## Cumulative Distribution Function (CDF) Chart: CDF of Δ||h|| Norms (Token vs Step)
### Overview
The image is a cumulative distribution function (CDF) chart comparing the distribution of Δ||h|| norms at the token level and step level. The x-axis represents the jump norm (log scale), and the y-axis represents the empirical CDF. Two lines, one blue (Token-level) and one brown (Step-level), show the cumulative distribution for each level.
### Components/Axes
* **Title:** CDF of Δ||h|| Norms (Token vs Step)
* **X-axis:** Jump norm (log scale). The x-axis is on a logarithmic scale.

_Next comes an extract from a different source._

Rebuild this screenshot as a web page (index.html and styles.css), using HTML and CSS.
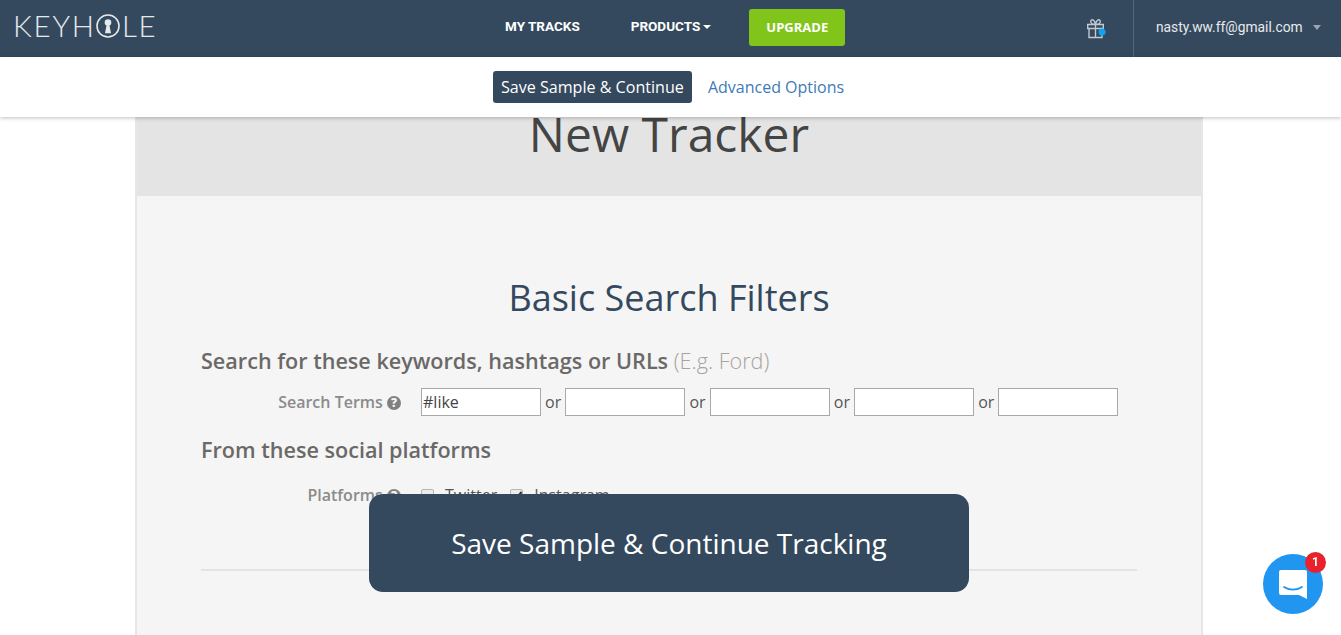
FILE: index.html
```html
<!DOCTYPE html>
<html lang="en">
<head>
  <meta charset="UTF-8">
  <meta name="viewport" content="width=device-width, initial-scale=1.0">
  <title>New Tracker</title>
  <link rel="stylesheet" href="styles.css">
</head>
<body>
  <!-- Top navigation -->
  <header class="topbar">
    <a class="logo" href="#">KEYH<svg class="logo-o" width="24" height="24" viewBox="0 0 24 24"><circle cx="12" cy="12" r="11" fill="none" stroke="#e6e9ec" stroke-width="1.6"/><circle cx="12" cy="8.500" r="3.300" fill="#e6e9ec"/><path d="M10.800 10h2.400l1.800 9.200H9z" fill="#e6e9ec"/></svg>LE</a>
    <nav class="topnav">
      <a class="topnav-link" href="#">MY TRACKS</a>
      <a class="topnav-link" href="#">PRODUCTS<span class="caret"></span></a>
      <a class="upgrade" href="#">UPGRADE</a>
    </nav>
    <div class="gift">
      <svg width="20" height="21" viewBox="0 0 20 21" fill="none" stroke="#c3c9d0" stroke-width="1.400">
        <path d="M1.700 6.500h15.600v4H1.700zM3 10.500h13v9H3zM9.500 6.500v13"/>
        <path d="M9.500 6.500C6 6.500 4.300 5 4.800 3 5.500.8 8.500 1.200 9.500 6.500zM9.500 6.500c3.500 0 5.200-1.500 4.700-3.500C13.500.8 10.500 1.200 9.500 6.500z"/>
        <circle cx="16" cy="14" r="3.500" fill="#0ea5ee" stroke="none"/>
      </svg>
    </div>
    <div class="account">nasty.ww.ff@gmail.com<span class="account-caret"></span></div>
  </header>

  <!-- Action bar under the nav -->
  <div class="actionbar">
    <a class="save-small" href="#">Save Sample &amp; Continue</a>
    <a class="advanced" href="#">Advanced Options</a>
  </div>

  <main class="card">
    <div class="card-head">
      <h1>New Tracker</h1>
    </div>
    <div class="card-body">
      <h2>Basic Search Filters</h2>
      <h3>Search for these keywords, hashtags or URLs <span class="hint">(E.g. Ford)</span></h3>
      <div class="field-row">
        <label class="field-label">Search Terms <span class="help">?</span></label>
        <div class="terms">
          <input type="text" value="#like"><span>or</span>
          <input type="text"><span>or</span>
          <input type="text"><span>or</span>
          <input type="text"><span>or</span>
          <input type="text">
        </div>
      </div>
      <h3 class="platforms-title">From these social platforms</h3>
      <div class="field-row platforms-row">
        <label class="field-label">Platforms <span class="help">?</span></label>
        <div class="platforms">
          <input type="checkbox" id="twitter"><label for="twitter">Twitter</label>
          <input type="checkbox" id="instagram" checked><label for="instagram">Instagram</label>
        </div>
      </div>
      <hr class="divider">
    </div>
  </main>

  <!-- Floating button -->
  <a class="save-big" href="#">Save Sample &amp; Continue Tracking</a>

  <!-- Chat launcher -->
  <div class="chat">
    <svg width="30" height="32" viewBox="0 0 30 32">
      <path d="M3 1h24a2 2 0 0 1 2 2v27l-8-4H3a2 2 0 0 1-2-2V3a2 2 0 0 1 2-2z" fill="#fff"/>
      <path d="M6 18c5 3.500 13 3.500 18 0" fill="none" stroke="#2196f0" stroke-width="1.800" stroke-linecap="round"/>
    </svg>
    <span class="chat-badge">1</span>
  </div>
</body>
</html>
```

FILE: styles.css
```css
html, body {
  margin: 0;
  height: 635px;
  overflow: hidden;
}

body {
  font-family: "Open Sans", sans-serif;
  background-color: #fff;
  color: #6b6967;
}

a {
  text-decoration: none;
}

/* Top navigation */
.topbar {
  display: flex;
  align-items: center;
  height: 57px;
  background-color: #34495e;
  position: relative;
}

.logo {
  display: flex;
  align-items: center;
  margin-left: 13px;
  font-family: "Lato", sans-serif;
  font-weight: 300;
  font-size: 29.500px;
  letter-spacing: 1.800px;
  color: #e6e9ec;
  line-height: 26px;
  margin-top: -6px;
}

.logo-o {
  margin: 0 2px 0 0;
}

.topnav {
  position: absolute;
  left: 505px;
  top: 9px;
  display: flex;
  align-items: center;
}

.topnav-link {
  font-family: "Roboto", sans-serif;
  font-weight: 700;
  font-size: 13.500px;
  color: #fff;
  margin-right: 51px;
  margin-top: -4px;
}

.caret {
  display: inline-block;
  margin-left: 3px;
  vertical-align: 2px;
  border-left: 4.500px solid transparent;
  border-right: 4.500px solid transparent;
  border-top: 4.500px solid #fff;
}

.upgrade {
  display: block;
  width: 96px;
  height: 37px;
  line-height: 37px;
  text-align: center;
  background-color: #82c51a;
  border-radius: 3px;
  color: #fff;
  font-weight: 700;
  font-size: 13px;
  margin-left: -13px;
}

.gift {
  position: absolute;
  left: 1086px;
  top: 18px;
  line-height: 0;
}

.account {
  position: absolute;
  left: 1133px;
  top: 0;
  height: 57px;
  width: 208px;
  box-sizing: border-box;
  border-left: 1px solid #53657a;
  padding-left: 22px;
  line-height: 55px;
  font-family: "Roboto", sans-serif;
  font-size: 13.800px;
  color: #e8eaed;
}

.account-caret {
  display: inline-block;
  margin-left: 10px;
  vertical-align: 2px;
  border-left: 4.500px solid transparent;
  border-right: 4.500px solid transparent;
  border-top: 5px solid #9aa5b1;
}

/* Action bar */
.actionbar {
  position: relative;
  z-index: 2;
  display: flex;
  align-items: center;
  justify-content: center;
  gap: 16px;
  height: 60px;
  background-color: #fff;
  box-shadow: 0 1px 4px rgba(0, 0, 0, 0.25);
  padding-right: 4px;
  box-sizing: border-box;
}

.save-small {
  display: block;
  background-color: #34495e;
  color: #fff;
  font-size: 16.100px;
  line-height: 32px;
  padding: 0 8px;
  border-radius: 3px;
}

.advanced {
  color: #3e7ab8;
  font-size: 16px;
}

/* Card */
.card {
  width: 1064px;
  margin-left: 135px;
  border-left: 2px solid #e6e6e6;
  border-right: 2px solid #e6e6e6;
  height: 518px;
  background-color: #f5f5f5;
}

.card-head {
  height: 79px;
  background-color: #e4e4e4;
  text-align: center;
}

h1 {
  margin: 0;
  font-weight: 400;
  font-size: 48px;
  line-height: 36px;
  color: #444;
  position: relative;
  top: -1px;
}

.card-body {
  padding: 77px 64px 0;
}

h2 {
  margin: 0 0 24px;
  text-align: center;
  font-weight: 400;
  font-size: 36px;
  line-height: 49px;
  color: #34495e;
}

h3 {
  margin: 0;
  font-weight: 600;
  font-size: 21.600px;
  line-height: 29px;
  color: #6b6967;
}

.hint {
  font-weight: 300;
  color: #a8a3a0;
}

.field-row {
  display: flex;
  align-items: center;
  margin-top: 13px;
}

.field-label {
  width: 200px;
  text-align: right;
  font-weight: 600;
  font-size: 16px;
  color: #8b8b8b;
}

.help {
  display: inline-block;
  width: 14px;
  height: 14px;
  border-radius: 50%;
  background-color: #808080;
  color: #f5f5f5;
  font-size: 12px;
  font-weight: 800;
  line-height: 14px;
  text-align: center;
  vertical-align: 1px;
}

.terms {
  display: flex;
  align-items: center;
  gap: 4.100px;
  margin-left: 20px;
  font-size: 16px;
  color: #555;
}

.terms input {
  width: 120px;
  height: 28px;
  box-sizing: border-box;
  border: 1px solid #a9a9a9;
  background-color: #fff;
  padding: 0 1px;
  margin: 0;
  font-family: "Open Sans", sans-serif;
  font-size: 16px;
  color: #444;
}

.platforms-title {
  margin-top: 19px;
}

.platforms-row {
  margin-top: 20px;
}

.platforms {
  display: flex;
  align-items: center;
  margin-left: 20px;
  font-size: 16px;
  color: #555;
}

.platforms input {
  appearance: none;
  box-sizing: border-box;
  width: 13px;
  height: 13px;
  margin: 0 11px 0 0;
  border: 1px solid #b5b5b5;
  border-radius: 2px;
  background-color: #ececec;
  position: relative;
}

.platforms input:checked::after {
  content: "";
  position: absolute;
  left: 4px;
  top: 0;
  width: 3px;
  height: 7px;
  border-right: 2px solid #333;
  border-bottom: 2px solid #333;
  transform: rotate(40deg);
}

.platforms label {
  margin-right: 13px;
}

.divider {
  border: 0;
  border-top: 2px solid #e4e4e4;
  margin: 63px 0 0;
}

/* Floating save button */
.save-big {
  position: fixed;
  left: 369px;
  top: 494px;
  width: 600px;
  height: 98px;
  line-height: 98px;
  text-align: center;
  background-color: #34495e;
  border-radius: 14px;
  color: #fff;
  font-size: 28px;
}

/* Chat launcher */
.chat {
  position: fixed;
  left: 1263px;
  top: 554px;
  width: 60px;
  height: 60px;
  border-radius: 50%;
  background-color: #2196f0;
  display: flex;
  align-items: center;
  justify-content: center;
}

.chat svg {
  margin-top: 2px;
}

.chat-badge {
  position: absolute;
  left: 42px;
  top: -2px;
  width: 21px;
  height: 21px;
  border-radius: 50%;
  background-color: #e8212b;
  color: #fff;
  font-family: "Roboto", sans-serif;
  font-size: 12px;
  font-weight: 700;
  line-height: 21px;
  text-align: center;
}
```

The axis markers are 10^1 and 10^2.
* **Y-axis:** Empirical CDF. The y-axis ranges from 0.0 to 1.0, with markers at 0.0, 0.2, 0.4, 0.6, 0.8, and 1.0.
* **Legend:** Located in the top-left corner.

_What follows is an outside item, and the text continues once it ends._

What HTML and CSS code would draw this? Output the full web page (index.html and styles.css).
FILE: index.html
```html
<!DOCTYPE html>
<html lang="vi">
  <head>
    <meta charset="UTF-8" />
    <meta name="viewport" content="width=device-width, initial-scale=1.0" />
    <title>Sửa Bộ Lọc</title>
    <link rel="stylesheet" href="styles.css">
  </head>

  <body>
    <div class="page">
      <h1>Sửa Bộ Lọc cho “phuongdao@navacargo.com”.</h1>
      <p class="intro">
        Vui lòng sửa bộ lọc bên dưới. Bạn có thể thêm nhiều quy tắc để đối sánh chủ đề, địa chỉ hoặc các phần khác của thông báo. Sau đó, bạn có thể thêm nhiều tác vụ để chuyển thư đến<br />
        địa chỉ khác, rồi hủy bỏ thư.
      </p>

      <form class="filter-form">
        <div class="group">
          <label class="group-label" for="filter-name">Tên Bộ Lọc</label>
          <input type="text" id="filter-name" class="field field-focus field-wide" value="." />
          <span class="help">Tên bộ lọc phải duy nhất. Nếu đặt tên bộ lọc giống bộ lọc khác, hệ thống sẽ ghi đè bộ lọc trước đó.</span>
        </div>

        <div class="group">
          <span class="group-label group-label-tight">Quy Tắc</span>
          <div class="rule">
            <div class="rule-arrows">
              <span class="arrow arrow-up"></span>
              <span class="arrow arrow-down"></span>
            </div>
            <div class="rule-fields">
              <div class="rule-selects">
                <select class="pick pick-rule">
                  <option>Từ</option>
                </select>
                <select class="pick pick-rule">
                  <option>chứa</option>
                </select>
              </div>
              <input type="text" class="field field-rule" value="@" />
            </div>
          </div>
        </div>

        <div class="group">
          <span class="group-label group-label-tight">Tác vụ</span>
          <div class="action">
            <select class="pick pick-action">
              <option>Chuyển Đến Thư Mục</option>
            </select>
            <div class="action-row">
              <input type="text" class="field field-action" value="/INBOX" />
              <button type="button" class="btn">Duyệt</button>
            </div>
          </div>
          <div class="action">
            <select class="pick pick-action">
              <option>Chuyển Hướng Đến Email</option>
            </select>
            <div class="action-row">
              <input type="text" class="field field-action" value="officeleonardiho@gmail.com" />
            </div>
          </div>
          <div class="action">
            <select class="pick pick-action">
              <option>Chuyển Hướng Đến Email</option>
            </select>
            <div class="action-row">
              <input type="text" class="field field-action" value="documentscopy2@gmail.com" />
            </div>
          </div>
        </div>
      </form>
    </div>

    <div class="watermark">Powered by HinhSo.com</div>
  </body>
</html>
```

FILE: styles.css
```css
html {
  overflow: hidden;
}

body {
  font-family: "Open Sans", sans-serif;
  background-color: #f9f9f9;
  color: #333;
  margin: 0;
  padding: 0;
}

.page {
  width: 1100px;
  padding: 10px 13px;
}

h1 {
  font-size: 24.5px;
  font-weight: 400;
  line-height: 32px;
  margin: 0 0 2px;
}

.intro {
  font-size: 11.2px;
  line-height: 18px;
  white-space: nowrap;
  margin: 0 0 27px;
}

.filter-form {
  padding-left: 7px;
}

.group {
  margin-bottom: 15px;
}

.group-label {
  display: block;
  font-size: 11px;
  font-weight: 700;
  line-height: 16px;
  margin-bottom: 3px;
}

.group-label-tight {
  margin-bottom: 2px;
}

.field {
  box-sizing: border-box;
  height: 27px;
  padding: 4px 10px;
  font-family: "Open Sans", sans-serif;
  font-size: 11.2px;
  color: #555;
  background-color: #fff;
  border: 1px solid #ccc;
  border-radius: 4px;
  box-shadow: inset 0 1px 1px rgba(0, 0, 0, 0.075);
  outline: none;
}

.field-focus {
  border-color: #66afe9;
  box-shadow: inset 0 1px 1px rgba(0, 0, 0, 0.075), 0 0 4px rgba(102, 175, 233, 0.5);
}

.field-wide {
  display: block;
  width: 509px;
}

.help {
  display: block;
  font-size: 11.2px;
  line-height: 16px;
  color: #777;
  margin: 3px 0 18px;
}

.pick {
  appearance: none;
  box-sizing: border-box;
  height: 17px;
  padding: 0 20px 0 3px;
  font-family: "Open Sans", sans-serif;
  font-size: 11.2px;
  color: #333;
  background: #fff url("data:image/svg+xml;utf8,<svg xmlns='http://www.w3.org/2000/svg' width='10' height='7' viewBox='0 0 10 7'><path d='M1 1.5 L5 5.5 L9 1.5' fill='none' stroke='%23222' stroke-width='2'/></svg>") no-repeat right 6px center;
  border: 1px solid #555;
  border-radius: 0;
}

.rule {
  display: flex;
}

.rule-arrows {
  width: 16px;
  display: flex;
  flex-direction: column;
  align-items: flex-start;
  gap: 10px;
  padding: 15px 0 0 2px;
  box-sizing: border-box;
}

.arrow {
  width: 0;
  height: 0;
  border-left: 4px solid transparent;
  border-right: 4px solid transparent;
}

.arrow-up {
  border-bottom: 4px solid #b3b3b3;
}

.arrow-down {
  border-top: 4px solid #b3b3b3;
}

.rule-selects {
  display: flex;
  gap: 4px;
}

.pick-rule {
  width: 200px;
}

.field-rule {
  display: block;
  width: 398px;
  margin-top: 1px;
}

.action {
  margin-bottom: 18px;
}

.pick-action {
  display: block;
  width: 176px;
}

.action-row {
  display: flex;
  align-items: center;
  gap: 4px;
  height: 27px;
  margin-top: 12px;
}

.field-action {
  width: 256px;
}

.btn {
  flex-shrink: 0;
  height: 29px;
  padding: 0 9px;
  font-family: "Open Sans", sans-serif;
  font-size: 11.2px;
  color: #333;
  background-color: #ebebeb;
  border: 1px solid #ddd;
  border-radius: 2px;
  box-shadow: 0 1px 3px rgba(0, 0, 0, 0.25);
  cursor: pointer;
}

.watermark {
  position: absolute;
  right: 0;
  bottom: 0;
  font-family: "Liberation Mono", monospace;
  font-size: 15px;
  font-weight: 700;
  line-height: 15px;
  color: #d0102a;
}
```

* **Blue line:** Token-level
* **Brown line:** Step-level
### Detailed Analysis
* **Token-level (Blue):** The blue line represents the cumulative distribution of Δ||h|| norms at the token level.
* The line starts at approximately (5, 0.0).
* It rises sharply until approximately x=10, reaching a CDF value of approximately 0.55.
* The line then plateaus around 0.58 until approximately x=30.
* After x=30, the line slowly increases until approximately x=100.
* The line then rises sharply again, reaching a CDF value of 1.0 at approximately x=200.
* **Step-level (Brown):** The brown line represents the cumulative distribution of Δ||h|| norms at the step level.
* The line starts at approximately (80, 0.0).
* It remains near 0.0 until approximately x=100.
* The line then rises sharply, reaching a CDF value of approximately 0.7 at x=200.
* The line continues to rise, reaching a CDF value of 1.0 at approximately x=300.
### Key Observations
* The Token-level distribution has a significant portion of its values concentrated at lower jump norms compared to the Step-level distribution.
* The Step-level distribution starts increasing much later than the Token-level distribution, indicating that higher jump norms are more prevalent at the step level.
* Both distributions eventually reach a CDF of 1.0, meaning that all values are accounted for in the cumulative distribution.
### Interpretation
The CDF chart compares the distribution of Δ||h|| norms at the token and step levels. The Token-level distribution shows that a large proportion of tokens have relatively small jump norms, as indicated by the rapid increase in the CDF at lower x-values. The Step-level distribution, on the other hand, shows that the jump norms tend to be larger, as indicated by the delayed increase in the CDF. This suggests that the changes in the hidden state are more gradual at the token level, while larger changes occur at the step level. The plateau in the Token-level distribution suggests that there is a limit to how much the hidden state changes at the token level, while the Step-level distribution shows that there is no such limit.